Мистическая вера в пророчества Товянского не противоречила этой радости, напротив, мотивировала ее более высокими материями, перетолковывала банальнейшие человеческие чувства на язык мира духов, с которым он был так сильно связан с виленских лет, присутствие которого ощущал в минуты особенного взлета мыслей. Поэт был сыном своей, эпохи, переменчивым и бурным, чутким к ее токам, к ее склонности переносить дела умственной жизни в сферу инстинкта, ясновидения, тончайшей игры подсознательных побуждений. Он был, так же как и многие его современники, чрезмерно экзальтирован и предрасположен к чувственной разнузданности. Если говорил о том, что чувствует, то говорил громко, как Байрон, как Шиллер, без недомолвок и недосказанностей; не понижал голоса, напротив, доводил каждую мысль до белого каления, слова наполнял до краев восторгами, ибо он свято верил в познавательную ценность чувства…

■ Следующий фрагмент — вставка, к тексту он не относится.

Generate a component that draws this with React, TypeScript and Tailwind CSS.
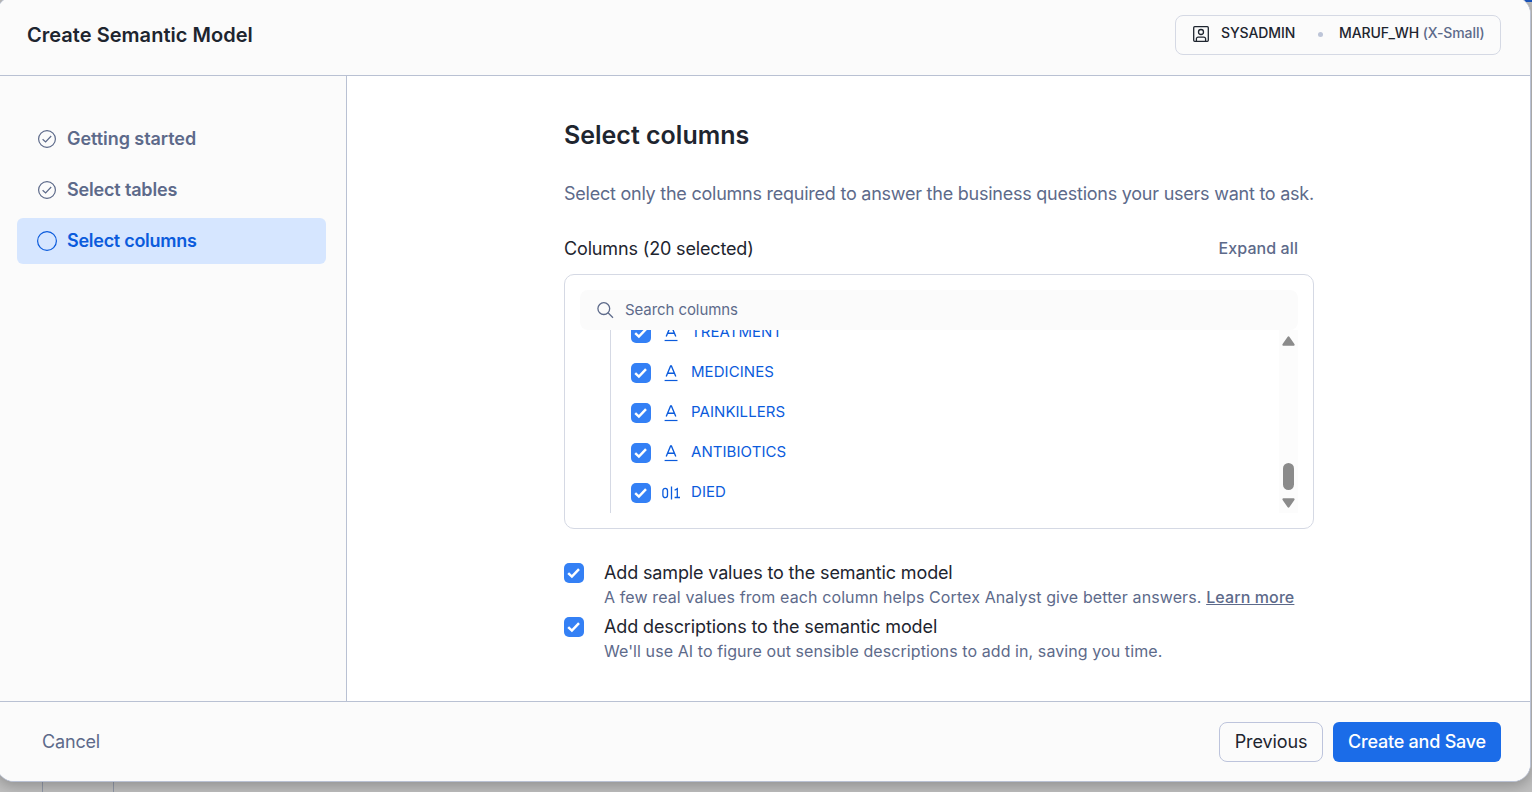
import React from "react";

type IconProps = { className?: string };

const CheckedBox = ({ className = "" }: IconProps) => (
  <span className={`flex h-5 w-5 shrink-0 items-center justify-center rounded-[5px] bg-[#3480f5] ${className}`}>
    <svg width="14" height="12" viewBox="0 0 14 12" fill="none" stroke="#fff" strokeWidth="2.5">
      <path d="M1.2 6.2 4.9 9.6 12 2.2" />
    </svg>
  </span>
);

const StepDone = () => (
  <svg className="h-5 w-5 shrink-0" viewBox="0 0 20 20" fill="none" stroke="#5d6a8a" strokeWidth="1.2">
    <circle cx="10" cy="10" r="8.4" />
    <path d="M5.6 10.2 8.6 13 14.2 7" />
  </svg>
);

const StepCurrent = () => (
  <svg className="h-5 w-5 shrink-0" viewBox="0 0 20 20" fill="none" stroke="#0b5bdc" strokeWidth="1.2">
    <circle cx="10" cy="10" r="9.4" />
  </svg>
);

const RoleIcon = () => (
  <svg className="h-4 w-4 shrink-0" viewBox="0 0 16 16" fill="none" stroke="#1e252f" strokeWidth="1.3">
    <rect x="0.7" y="0.7" width="14.6" height="14.6" rx="1" />
    <circle cx="8" cy="6" r="2.5" />
    <path d="M3.4 15v-2.2a1.7 1.7 0 0 1 1.7-1.7h5.8a1.7 1.7 0 0 1 1.7 1.7V15" />
  </svg>
);

const SearchIcon = () => (
  <svg className="h-[18px] w-[18px] shrink-0" viewBox="0 0 18 18" fill="none" stroke="#5d6a8a" strokeWidth="1.3">
    <circle cx="7.8" cy="7.6" r="5.9" />
    <path d="M12 11.8 17 16.8" />
  </svg>
);

const TextTypeIcon = () => (
  <svg className="h-[18px] w-5 shrink-0" viewBox="0 0 20 18" fill="none" stroke="#0b5bdc" strokeWidth="1.35">
    <path d="M5.2 12.6 9.6 2h.8l4.4 10.6M6.7 9.2h6.6" />
    <path d="M3.6 16.5h12.9" strokeWidth="1.2" />
  </svg>
);

const BooleanTypeIcon = () => (
  <svg className="h-[18px] w-5 shrink-0" viewBox="0 0 20 18" fill="none" stroke="#0b5bdc" strokeWidth="1.3">
    <rect x="1.9" y="4.4" width="4.6" height="9.2" rx="2.3" />
    <path d="M10.5 2.6v12.8M13.6 6.2 16.3 4.6v9M13.6 13.5h5.4" />
  </svg>
);

const steps = [
  { label: "Getting started", done: true, tracking: "tracking-[-0.06px]" },
  { label: "Select tables", done: true, tracking: "tracking-[-0.17px]" },
  { label: "Select columns", done: false, tracking: "tracking-[-0.27px]" },
];

const columns = [
  { name: "TREATMENT", type: "text" },
  { name: "MEDICINES", type: "text" },
  { name: "PAINKILLERS", type: "text" },
  { name: "ANTIBIOTICS", type: "text" },
  { name: "DIED", type: "boolean" },
];

export default function App() {
  return (
    <div className="relative h-[792px] w-[1532px] overflow-hidden bg-[#bfbfbf] font-['Inter',sans-serif] text-[#1e252f]">
      <div className="absolute top-0 right-0 h-0.5 w-5 bg-[#1a56c0]" />
      <div className="absolute bottom-0 left-[42px] h-3 w-[72px] border-x border-x-[#9299a8]" />

      <div className="absolute -top-1 -left-1 flex h-[786px] w-[1535px] flex-col overflow-hidden rounded-[18px] border border-[#b9c1d3] bg-white pt-[3px] pl-[3px] shadow-[0_4px_14px_rgba(0,0,0,0.25)]">
        <header className="flex h-[76px] shrink-0 items-start justify-between border-b border-[#b9c1d3] bg-[#fbfbfb] pr-[29px] pl-[27px]">
          <h1 className="mt-[21px] text-xl leading-7 font-semibold tracking-[0.03px] whitespace-nowrap">Create Semantic Model</h1>
          <div className="mt-[15px] flex h-10 w-[326px] items-center rounded-lg border border-[#d5d9e4] pb-0.5 pl-[17px] text-sm font-medium tracking-[-0.1px] whitespace-nowrap">
            <RoleIcon />
            <span className="mb-0.5 ml-3 w-[97px]">SYSADMIN</span>
            <span className="mr-4 h-[5px] w-[5px] rounded-full bg-[#bdc5d8]" />
            <span className="mb-0.5">
              MARUF_WH <span className="text-[#5d6a8a]">(X-Small)</span>
            </span>
          </div>
        </header>

        <div className="flex h-[625px] shrink-0">
          <nav className="flex w-[347px] shrink-0 flex-col gap-[5px] border-r border-[#b9c1d3] bg-[#fbfbfb] pt-10 pr-5 pl-[17px]">
            {steps.map((step) => (
              <a
                key={step.label}
                className={`flex h-[46px] items-center gap-2.5 rounded-md pl-5 text-lg font-semibold whitespace-nowrap ${step.tracking} ${
                  step.done ? "text-[#5d6a8a]" : "bg-[#d6e6ff] text-[#0b5bdc]"
                }`}
              >
                {step.done ? <StepDone /> : <StepCurrent />}
                {step.label}
              </a>
            ))}
          </nav>

          <main className="flex w-[967px] flex-col pl-[217px] whitespace-nowrap">
            <h2 className="mt-[41px] text-[25px] leading-9 font-semibold">Select columns</h2>
            <p className="mt-[27px] text-lg leading-7 tracking-[-0.24px] text-[#5d6a8a]">
              Select only the columns required to answer the business questions your users want to ask.
            </p>
            <div className="mt-[27px] flex h-7 items-center justify-between pr-4">
              <span className="text-lg tracking-[-0.15px]">Columns (20 selected)</span>
              <span className="mb-0.5 text-base font-medium tracking-[0.08px] text-[#5d6a8a]">Expand all</span>
            </div>

            <section className="mt-[11px] flex h-[255px] w-[750px] flex-col rounded-[10px] border border-[#d5d9e4] px-[15px] pt-[15px]">
              <div className="flex h-10 shrink-0 items-center gap-[11px] rounded-lg bg-[#fbfbfb] pl-4 text-[15px] tracking-[-0.08px] text-[#5d6a8a]">
                <SearchIcon />
                Search columns
              </div>
              <div className="flex h-[183px] overflow-hidden">
                <ul className="ml-[30px] flex flex-1 flex-col border-l border-[#d5d9e4]">
                  {columns.map((column, index) => (
                    <li
                      key={column.name}
                      className={`flex h-10 shrink-0 items-center pl-5 text-[15px] tracking-[0.06px] text-[#0b5bdc] ${index === 0 ? "-mt-[17px]" : ""}`}
                    >
                      <CheckedBox />
                      <span className="ml-2.5">{column.type === "text" ? <TextTypeIcon /> : <BooleanTypeIcon />}</span>
                      <span className="mb-px ml-2.5">{column.name}</span>
                    </li>
                  ))}
                </ul>
                <div className="flex w-[19px] flex-col items-center bg-[#fcfcfc] pt-1.5">
                  <svg width="13" height="10" viewBox="0 0 13 10" fill="#8b8b8b">
                    <path d="M5.5.9a1.2 1.2 0 0 1 2 0l4.9 7.2a1 1 0 0 1-.9 1.6h-10a1 1 0 0 1-.9-1.6z" />
                  </svg>
                  <div className="mt-[117px] h-[27px] w-[11px] rounded-full bg-[#8b8b8b]" />
                  <svg className="mt-2" width="13" height="10" viewBox="0 0 13 10" fill="#8b8b8b">
                    <path d="M5.5 9.1a1.2 1.2 0 0 0 2 0l4.9-7.2a1 1 0 0 0-.9-1.6h-10a1 1 0 0 0-.9 1.6z" />
                  </svg>
                </div>
              </div>
            </section>

            <div className="mt-[30px] flex gap-5">
              <CheckedBox className="mt-1" />
              <div>
                <p className="text-lg leading-7 tracking-[-0.145px]">Add sample values to the semantic model</p>
                <p className="text-base leading-5 tracking-[0.11px] text-[#5d6a8a]">
                  A few real values from each column helps Cortex Analyst give better answers.{" "}
                  <a className="font-medium underline">Learn more</a>
                </p>
              </div>
            </div>
            <div className="mt-1.5 flex gap-5">
              <CheckedBox className="mt-1" />
              <div>
                <p className="text-lg leading-7 tracking-[-0.12px]">Add descriptions to the semantic model</p>
                <p className="text-base leading-5 tracking-[0.085px] text-[#5d6a8a]">
                  We'll use AI to figure out sensible descriptions to add in, saving you time.
                </p>
              </div>
            </div>
          </main>
        </div>

        <footer className="flex h-20 shrink-0 items-center border-t border-[#b9c1d3] bg-[#fbfbfb] pr-[29px] pl-[42px] text-lg whitespace-nowrap">
          <button className="mr-auto tracking-[-0.17px] text-[#5d6a8a]">Cancel</button>
          <button className="h-10 w-[104px] rounded-lg border border-[#bdc4dc] tracking-[-0.1px]">Previous</button>
          <button className="ml-2.5 h-10 w-[168px] rounded-md bg-[#1b6ce8] font-medium tracking-[-0.22px] text-white">Create and Save</button>
        </footer>
      </div>
    </div>
  );
}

И теперь, 11 августа 1841 года, он, изливается в письме к Богдану Залескому, прибывающему в Бонн, — письмо это поражает таким радостным тоном, что напрасно мы стали бы искать во всей его переписке столь же звонкого и ликующего голоса… Какие-то отзвуки, скорее, пожалуй, «Песни Песней», чем «Псалмов Давида», витают в словах письма и в приложенном к нему стихотворении: «Мой соловей! Лети и пой…»
«Спеши теперь, теперь, теперь к нам, — пишет поэт другу — чтобы сердце твое утешилось, возрадовалось, расцвело, укрылось зеленью. У меня в доме цветы и весна, весна на душе и в сердце».
Был август, но вопреки всему весна поселилась под кровом Мицкевича. Одним из цветов этой весны была молодая литвинка, которая прибыла из тех цветущих краев, принося весть о Неманском крае и о позабытой, а все же памятной.
Виленская певица, приехав в Париж, отказалась как будто от светской карьеры. Отказалась, быть может, потому, что была втянута в дело мэтра Анджея тут, на чужбине, в отравленной атмосфере эмиграции, намного сильнее, чем это могло быть в Вильно. Ее роль учительницы в семействе Мицкевичей вскоре окончилась. Та, которую Товянский называл Царевной Израильской, находилась в этом доме ради осуществления иных целей. По-видимому, Мицкевич поначалу принял всерьез ее роль воспитательницы и наставницы. Забота о детях, хотя воспитание их он понимал весьма своеобразно, пробивается не раз сквозь слова его писем и бесед, записанных современниками. Дети росли, требовали все большей заботы и более бдительной опеки, чем те, которыми могла окружить их больная, живущая с момента последнего приступа безумия в постоянном полупомрачении. Маленькая Мися, любимое дитя Целины, уже большая девочка, она уже начинает бренчать на фортепьяно и бегает в город за табаком для отца. У Олеся уже прорезались зубки, Владзя перестал прихварывать; теперь он совсем здоровый мальчуган; Еленку отец любит больше всех, говорит о ней, что она «простодушная и добрая, веселая и чистосердечная… Жаль только, что ленивая, а родительскими заботами в лености слишком долго цветет и даже не хочет учиться говорить».